[START OF Record set]

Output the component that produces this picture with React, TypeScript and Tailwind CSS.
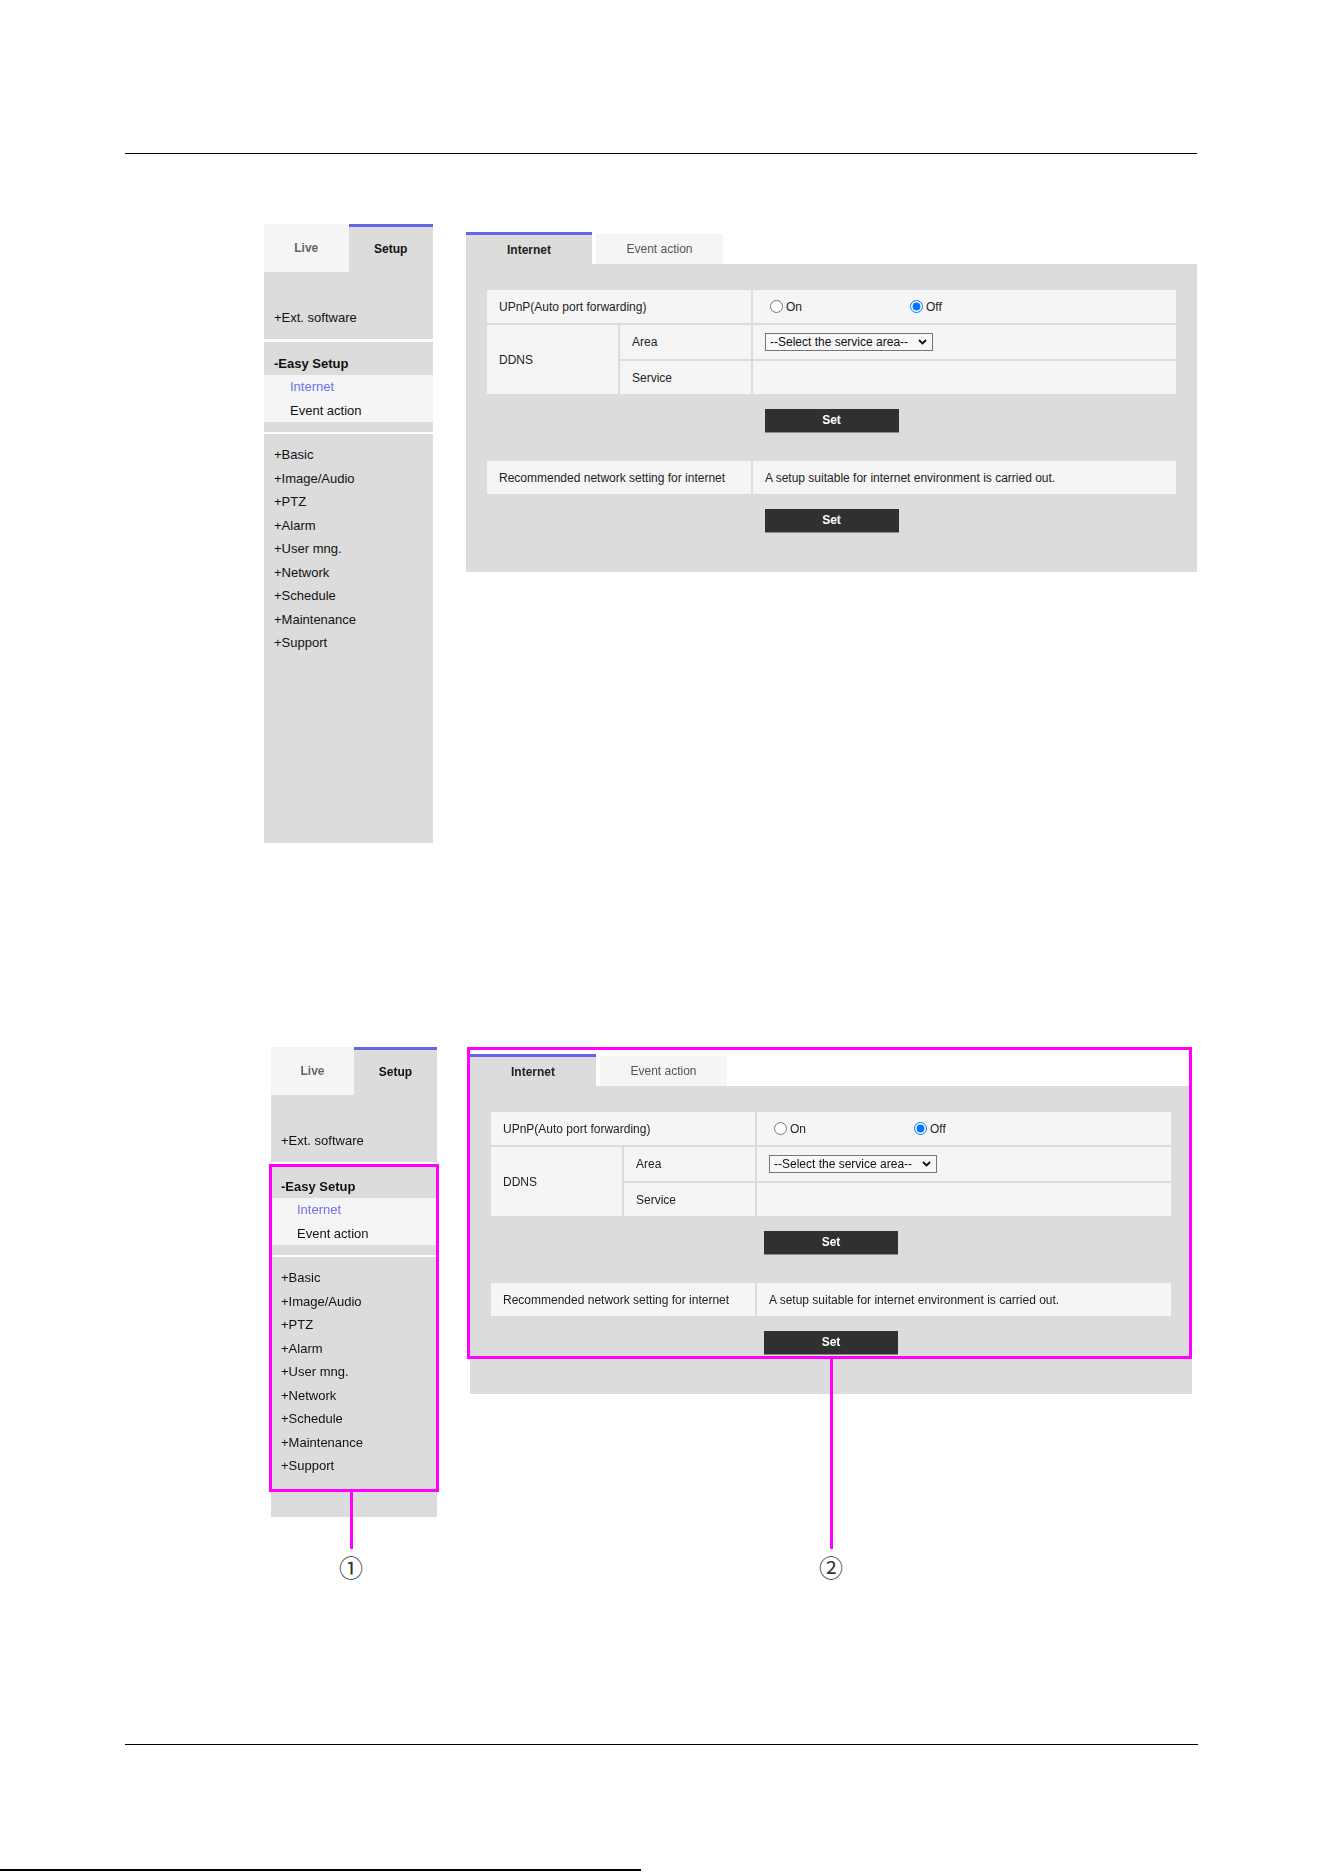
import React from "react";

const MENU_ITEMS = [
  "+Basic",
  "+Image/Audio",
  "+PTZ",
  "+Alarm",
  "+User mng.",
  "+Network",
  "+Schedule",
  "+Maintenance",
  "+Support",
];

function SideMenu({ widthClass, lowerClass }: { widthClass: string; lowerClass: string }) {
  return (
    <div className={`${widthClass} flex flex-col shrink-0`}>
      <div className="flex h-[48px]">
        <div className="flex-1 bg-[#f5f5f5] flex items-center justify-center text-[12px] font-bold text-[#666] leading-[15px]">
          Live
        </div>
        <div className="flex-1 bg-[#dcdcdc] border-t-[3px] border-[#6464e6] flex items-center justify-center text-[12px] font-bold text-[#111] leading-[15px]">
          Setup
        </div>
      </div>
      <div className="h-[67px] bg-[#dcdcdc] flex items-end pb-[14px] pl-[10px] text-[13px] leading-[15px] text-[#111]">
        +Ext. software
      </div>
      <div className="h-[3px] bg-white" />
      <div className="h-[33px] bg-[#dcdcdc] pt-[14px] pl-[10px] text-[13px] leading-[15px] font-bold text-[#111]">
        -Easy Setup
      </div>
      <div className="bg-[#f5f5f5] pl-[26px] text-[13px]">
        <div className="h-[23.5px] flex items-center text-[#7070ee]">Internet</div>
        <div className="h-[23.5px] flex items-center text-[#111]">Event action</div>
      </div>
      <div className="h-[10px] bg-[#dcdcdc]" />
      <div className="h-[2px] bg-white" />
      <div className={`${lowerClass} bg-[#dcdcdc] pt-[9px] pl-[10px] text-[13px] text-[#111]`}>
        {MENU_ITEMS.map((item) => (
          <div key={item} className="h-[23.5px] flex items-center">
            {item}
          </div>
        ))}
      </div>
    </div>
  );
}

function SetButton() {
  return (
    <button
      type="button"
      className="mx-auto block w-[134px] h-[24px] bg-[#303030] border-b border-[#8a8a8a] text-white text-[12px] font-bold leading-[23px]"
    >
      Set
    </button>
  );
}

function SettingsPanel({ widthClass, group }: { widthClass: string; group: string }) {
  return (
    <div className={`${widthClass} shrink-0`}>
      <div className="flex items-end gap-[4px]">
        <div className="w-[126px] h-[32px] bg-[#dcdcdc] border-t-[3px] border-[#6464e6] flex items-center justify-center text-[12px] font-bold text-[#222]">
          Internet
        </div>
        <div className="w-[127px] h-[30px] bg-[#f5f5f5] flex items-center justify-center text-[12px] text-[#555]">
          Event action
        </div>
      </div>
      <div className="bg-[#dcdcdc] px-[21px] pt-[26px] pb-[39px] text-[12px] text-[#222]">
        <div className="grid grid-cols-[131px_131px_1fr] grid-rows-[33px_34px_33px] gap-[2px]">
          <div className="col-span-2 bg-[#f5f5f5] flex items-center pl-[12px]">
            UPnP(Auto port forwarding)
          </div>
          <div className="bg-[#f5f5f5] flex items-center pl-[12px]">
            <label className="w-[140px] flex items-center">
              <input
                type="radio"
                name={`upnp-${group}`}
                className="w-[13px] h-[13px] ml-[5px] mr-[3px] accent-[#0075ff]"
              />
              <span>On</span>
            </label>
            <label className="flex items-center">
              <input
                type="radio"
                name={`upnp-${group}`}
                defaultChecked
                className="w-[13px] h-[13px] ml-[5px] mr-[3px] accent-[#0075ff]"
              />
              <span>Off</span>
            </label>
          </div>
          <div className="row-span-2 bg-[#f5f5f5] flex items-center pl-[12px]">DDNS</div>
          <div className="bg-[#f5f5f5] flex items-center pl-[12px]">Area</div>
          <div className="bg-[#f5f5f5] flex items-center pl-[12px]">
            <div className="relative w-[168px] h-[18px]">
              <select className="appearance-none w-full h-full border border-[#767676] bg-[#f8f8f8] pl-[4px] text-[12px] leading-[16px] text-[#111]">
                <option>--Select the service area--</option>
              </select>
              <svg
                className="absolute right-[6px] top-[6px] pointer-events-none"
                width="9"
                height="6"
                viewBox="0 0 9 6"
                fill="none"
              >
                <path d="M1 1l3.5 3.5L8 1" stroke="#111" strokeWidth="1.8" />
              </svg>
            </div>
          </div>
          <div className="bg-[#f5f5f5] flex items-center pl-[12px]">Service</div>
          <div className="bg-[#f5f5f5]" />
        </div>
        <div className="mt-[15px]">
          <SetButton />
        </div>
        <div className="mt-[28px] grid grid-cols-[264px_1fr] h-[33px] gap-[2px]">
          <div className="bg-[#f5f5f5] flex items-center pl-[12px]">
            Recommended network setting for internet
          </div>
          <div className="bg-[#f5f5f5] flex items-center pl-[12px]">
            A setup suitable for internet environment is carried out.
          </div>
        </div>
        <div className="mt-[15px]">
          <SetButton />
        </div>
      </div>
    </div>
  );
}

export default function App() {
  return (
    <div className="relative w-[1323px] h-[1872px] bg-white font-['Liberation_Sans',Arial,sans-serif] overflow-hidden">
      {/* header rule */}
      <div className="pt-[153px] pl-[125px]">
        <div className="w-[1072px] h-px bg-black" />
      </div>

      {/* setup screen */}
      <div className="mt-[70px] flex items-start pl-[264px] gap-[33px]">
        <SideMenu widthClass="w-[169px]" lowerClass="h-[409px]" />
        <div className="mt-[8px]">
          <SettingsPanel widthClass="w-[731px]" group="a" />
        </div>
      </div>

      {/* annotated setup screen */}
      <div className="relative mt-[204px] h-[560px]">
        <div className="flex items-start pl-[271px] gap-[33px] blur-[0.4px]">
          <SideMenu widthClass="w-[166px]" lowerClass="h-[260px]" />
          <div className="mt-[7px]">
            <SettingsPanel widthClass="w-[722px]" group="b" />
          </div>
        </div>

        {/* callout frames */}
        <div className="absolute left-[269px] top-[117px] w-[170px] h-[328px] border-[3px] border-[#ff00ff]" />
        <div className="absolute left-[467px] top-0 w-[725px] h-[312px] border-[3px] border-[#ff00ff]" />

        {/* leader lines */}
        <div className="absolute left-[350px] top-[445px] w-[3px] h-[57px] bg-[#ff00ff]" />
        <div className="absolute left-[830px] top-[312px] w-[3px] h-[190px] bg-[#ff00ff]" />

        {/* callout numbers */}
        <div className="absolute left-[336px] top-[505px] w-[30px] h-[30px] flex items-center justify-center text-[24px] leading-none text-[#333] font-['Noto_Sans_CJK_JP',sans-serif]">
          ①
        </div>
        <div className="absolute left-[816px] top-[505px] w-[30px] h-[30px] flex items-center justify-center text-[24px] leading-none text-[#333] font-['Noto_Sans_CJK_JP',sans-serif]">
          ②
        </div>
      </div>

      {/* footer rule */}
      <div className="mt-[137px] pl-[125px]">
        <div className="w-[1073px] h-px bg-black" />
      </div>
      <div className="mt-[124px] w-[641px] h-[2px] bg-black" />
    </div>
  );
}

[END OF Record set]
[START OF Record set]

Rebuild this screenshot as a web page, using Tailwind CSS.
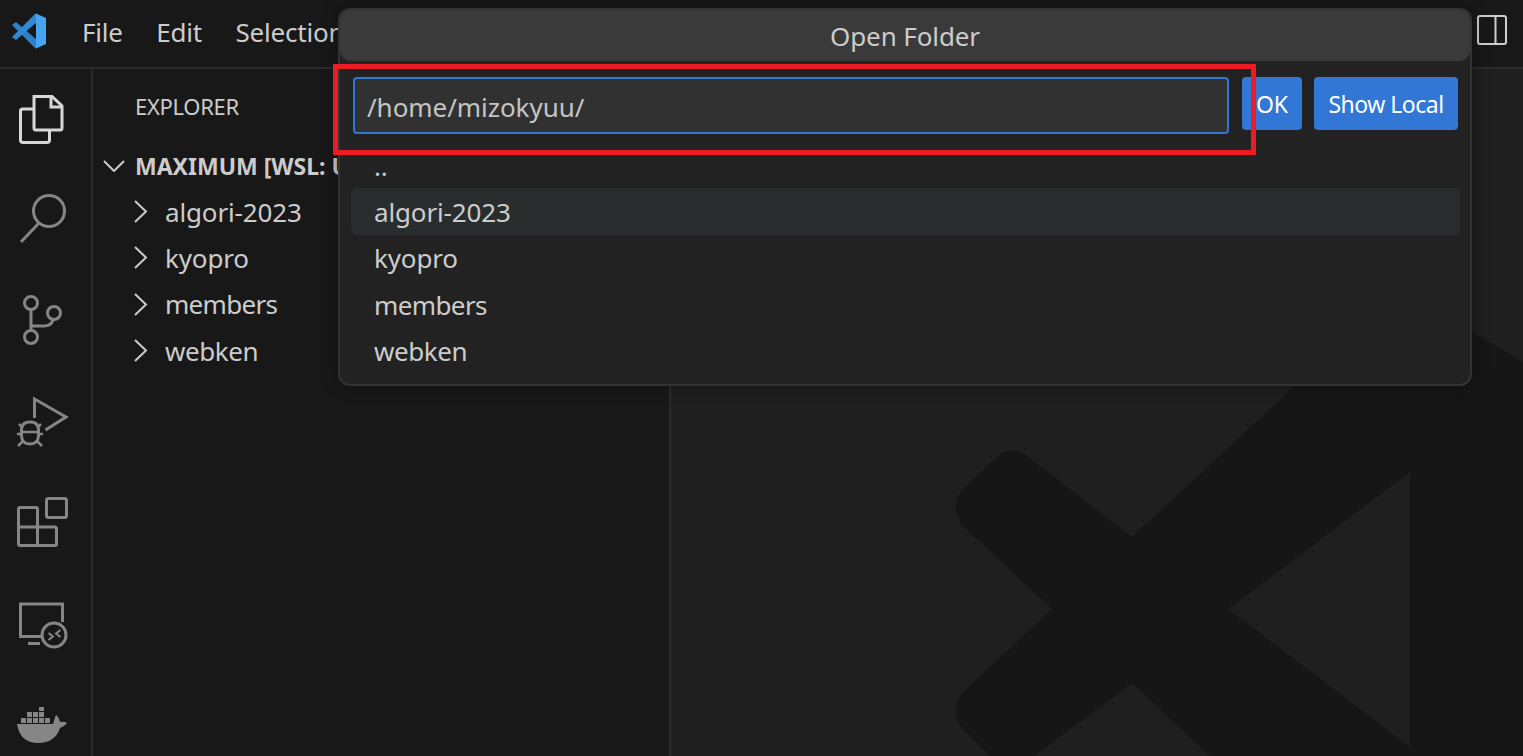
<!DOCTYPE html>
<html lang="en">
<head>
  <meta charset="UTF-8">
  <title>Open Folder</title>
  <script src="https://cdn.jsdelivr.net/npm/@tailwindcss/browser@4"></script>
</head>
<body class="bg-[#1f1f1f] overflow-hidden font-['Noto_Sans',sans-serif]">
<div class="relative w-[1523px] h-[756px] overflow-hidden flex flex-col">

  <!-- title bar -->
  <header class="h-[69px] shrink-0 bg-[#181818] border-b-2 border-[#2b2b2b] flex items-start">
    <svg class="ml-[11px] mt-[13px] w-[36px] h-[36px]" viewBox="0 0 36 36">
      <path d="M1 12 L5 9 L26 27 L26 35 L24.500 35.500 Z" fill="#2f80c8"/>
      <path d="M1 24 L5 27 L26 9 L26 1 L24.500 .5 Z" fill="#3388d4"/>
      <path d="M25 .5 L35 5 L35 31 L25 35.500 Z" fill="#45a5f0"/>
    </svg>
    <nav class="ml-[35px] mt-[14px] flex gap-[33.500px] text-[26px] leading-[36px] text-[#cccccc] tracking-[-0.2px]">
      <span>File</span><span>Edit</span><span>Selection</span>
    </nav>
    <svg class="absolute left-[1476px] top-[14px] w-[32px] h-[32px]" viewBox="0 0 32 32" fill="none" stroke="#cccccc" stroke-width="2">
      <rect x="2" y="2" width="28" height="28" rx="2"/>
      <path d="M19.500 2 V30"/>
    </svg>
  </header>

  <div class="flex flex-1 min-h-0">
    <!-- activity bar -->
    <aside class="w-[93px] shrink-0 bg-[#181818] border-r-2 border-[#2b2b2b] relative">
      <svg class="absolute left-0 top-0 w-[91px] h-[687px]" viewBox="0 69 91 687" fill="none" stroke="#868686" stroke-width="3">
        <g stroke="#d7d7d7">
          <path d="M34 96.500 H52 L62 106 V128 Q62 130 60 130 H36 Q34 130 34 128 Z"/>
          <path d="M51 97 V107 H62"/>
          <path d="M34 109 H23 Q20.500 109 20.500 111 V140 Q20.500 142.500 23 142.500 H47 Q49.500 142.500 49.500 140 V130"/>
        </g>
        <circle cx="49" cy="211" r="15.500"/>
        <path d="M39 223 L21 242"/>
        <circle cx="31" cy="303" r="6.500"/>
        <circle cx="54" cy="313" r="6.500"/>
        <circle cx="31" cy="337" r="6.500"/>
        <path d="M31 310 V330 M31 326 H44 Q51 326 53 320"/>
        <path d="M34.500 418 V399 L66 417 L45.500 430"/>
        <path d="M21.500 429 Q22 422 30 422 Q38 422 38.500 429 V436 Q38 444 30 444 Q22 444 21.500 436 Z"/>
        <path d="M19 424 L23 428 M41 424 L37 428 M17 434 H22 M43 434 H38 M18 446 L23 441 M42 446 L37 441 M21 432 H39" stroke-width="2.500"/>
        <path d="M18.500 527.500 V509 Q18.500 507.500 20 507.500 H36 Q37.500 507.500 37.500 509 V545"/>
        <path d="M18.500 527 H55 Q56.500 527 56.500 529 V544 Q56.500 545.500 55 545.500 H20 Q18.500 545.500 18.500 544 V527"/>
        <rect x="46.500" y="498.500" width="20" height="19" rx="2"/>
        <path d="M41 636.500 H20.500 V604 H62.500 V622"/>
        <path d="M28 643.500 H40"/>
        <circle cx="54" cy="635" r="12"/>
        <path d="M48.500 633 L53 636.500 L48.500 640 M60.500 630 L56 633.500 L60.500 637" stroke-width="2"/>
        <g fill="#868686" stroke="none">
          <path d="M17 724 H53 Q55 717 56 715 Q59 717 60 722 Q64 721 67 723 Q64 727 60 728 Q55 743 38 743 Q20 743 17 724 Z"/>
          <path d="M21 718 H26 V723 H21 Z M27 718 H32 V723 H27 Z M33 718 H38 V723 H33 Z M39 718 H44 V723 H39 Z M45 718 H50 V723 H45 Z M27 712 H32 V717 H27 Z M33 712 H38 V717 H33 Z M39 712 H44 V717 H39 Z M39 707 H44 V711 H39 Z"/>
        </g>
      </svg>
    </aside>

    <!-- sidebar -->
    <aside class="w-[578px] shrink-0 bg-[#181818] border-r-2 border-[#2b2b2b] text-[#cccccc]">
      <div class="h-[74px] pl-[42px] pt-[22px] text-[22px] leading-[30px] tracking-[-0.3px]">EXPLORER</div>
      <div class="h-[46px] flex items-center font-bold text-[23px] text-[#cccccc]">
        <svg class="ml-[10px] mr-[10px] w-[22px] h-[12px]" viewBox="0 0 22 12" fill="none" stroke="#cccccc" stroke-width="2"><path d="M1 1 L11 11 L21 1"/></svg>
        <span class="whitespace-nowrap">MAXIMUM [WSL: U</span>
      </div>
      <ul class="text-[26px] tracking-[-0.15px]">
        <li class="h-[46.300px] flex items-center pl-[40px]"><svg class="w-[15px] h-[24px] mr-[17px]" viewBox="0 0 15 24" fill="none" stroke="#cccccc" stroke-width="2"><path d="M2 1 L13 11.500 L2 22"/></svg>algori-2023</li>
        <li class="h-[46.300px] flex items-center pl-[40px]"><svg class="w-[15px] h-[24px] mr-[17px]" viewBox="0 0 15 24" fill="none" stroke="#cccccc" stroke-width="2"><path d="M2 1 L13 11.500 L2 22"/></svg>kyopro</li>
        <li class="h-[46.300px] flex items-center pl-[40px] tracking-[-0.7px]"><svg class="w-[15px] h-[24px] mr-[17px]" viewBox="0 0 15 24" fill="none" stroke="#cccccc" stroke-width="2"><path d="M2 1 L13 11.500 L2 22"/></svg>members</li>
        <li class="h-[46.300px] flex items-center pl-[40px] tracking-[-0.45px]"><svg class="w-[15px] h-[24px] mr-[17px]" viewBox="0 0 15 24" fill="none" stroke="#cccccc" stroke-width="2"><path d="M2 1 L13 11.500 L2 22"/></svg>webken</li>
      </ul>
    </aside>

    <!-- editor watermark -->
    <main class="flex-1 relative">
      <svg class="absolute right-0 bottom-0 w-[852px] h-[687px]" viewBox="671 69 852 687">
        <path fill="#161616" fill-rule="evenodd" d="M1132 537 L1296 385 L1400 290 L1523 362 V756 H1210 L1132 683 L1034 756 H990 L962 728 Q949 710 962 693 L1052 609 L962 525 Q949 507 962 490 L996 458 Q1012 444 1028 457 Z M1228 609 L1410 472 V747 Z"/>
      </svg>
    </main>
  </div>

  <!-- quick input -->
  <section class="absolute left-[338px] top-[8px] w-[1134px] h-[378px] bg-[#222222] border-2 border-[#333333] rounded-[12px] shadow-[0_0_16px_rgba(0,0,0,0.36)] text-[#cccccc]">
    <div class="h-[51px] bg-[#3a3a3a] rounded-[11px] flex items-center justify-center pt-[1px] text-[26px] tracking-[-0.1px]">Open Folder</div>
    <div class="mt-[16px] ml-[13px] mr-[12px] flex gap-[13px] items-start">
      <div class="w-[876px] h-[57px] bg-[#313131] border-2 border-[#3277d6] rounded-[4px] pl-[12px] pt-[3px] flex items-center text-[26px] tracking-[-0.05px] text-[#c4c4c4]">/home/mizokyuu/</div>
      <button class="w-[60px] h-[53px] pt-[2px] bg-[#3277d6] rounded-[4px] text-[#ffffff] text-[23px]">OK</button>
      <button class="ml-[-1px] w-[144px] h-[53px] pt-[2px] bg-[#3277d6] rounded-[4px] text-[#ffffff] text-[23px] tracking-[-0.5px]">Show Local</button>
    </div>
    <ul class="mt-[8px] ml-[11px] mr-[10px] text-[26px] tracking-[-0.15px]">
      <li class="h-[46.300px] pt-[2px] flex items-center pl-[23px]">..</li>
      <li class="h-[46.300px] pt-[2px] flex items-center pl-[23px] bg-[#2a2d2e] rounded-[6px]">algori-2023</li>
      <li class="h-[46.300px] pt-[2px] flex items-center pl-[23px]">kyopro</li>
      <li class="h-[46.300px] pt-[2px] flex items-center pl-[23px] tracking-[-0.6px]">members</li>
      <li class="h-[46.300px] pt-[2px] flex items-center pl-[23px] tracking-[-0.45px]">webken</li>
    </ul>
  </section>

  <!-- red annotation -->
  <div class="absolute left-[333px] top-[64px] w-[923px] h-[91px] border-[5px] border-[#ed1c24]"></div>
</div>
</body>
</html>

[END OF Record set]

## Task to carry out
Leave the pictures out and copy exactly the lines from the one with "Rebuild this screenshot" through the one with "w-[1523px] h-[756px] overflow-hidden", nothing more.

## Written response
Rebuild this screenshot as a web page, using Tailwind CSS.
<!DOCTYPE html>
<html lang="en">
<head>
  <meta charset="UTF-8">
  <title>Open Folder</title>
  <script src="https://cdn.jsdelivr.net/npm/@tailwindcss/browser@4"></script>
</head>
<body class="bg-[#1f1f1f] overflow-hidden font-['Noto_Sans',sans-serif]">
<div class="relative w-[1523px] h-[756px] overflow-hidden flex flex-col">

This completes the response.